Ex Classical Numismatic Group Electronic Auction 324 (9 April 2014), lot 261; Kelly J. Krizan, M.D. Collection; James E. Cain Collection (Classical Numismatic Group 76, 12 September 2007), lot 985.

Hercules, made temporarily insane by the goddess Hera, murdered his wife and children. Once recovered, and distressed by his actions, he consulted the Delphic Oracle to find a means of expiating his sin. As a punishment, Apollo replied that the hero would have to serve his cousin Eurystheus, the king of Tiryns and a man whom Hercules despised, for a period of twelve years. Because Eurystheus also hated Hercules, he devised a series of ten feats of such difficulty that they would be either insurmountable, or Hercules would die in the attempt. Because Hercules received assistance in completing two of the tasks, Eurystheus added two more, with each becoming more fantastic. Once he accomplished the Labors, he was absolved of his guilt, and proceeded to perform many other heroic feats.



The First Labor was to slay the Nemean Lion and bring back its skin. The Nemean Lion, called thus as it had been terrorizing the area around Nemea, had a skin so thick that it was impenetrable to weapons. After making futile attempts to subdue it with his weapons, Hercules cast them aside and wrestled the lion to the ground, eventually killing it by thrusting his arm down its throat and choking it to death.

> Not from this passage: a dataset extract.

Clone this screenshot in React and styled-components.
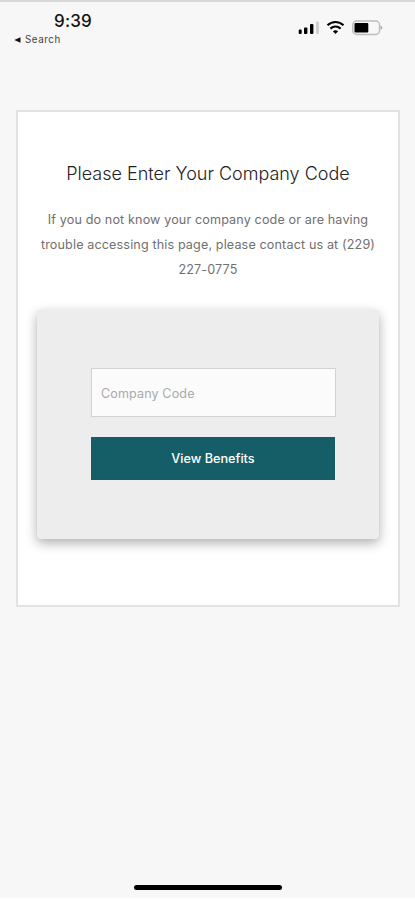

Skinning the beast was no easy task, either. After Herakles spent hours trying unsuccessfully to skin the lion, Athena, in the guise of an old crone, appeared to him, and convinced him to use the creature's own claws to cut the hide. Thereafter, the hide became the hero's own impenetrable armor. When Eurystheus saw Herakles wearing his new fearsome outfit, he hid in a large bronze jar, and thenceforth commanded the hero through a herald.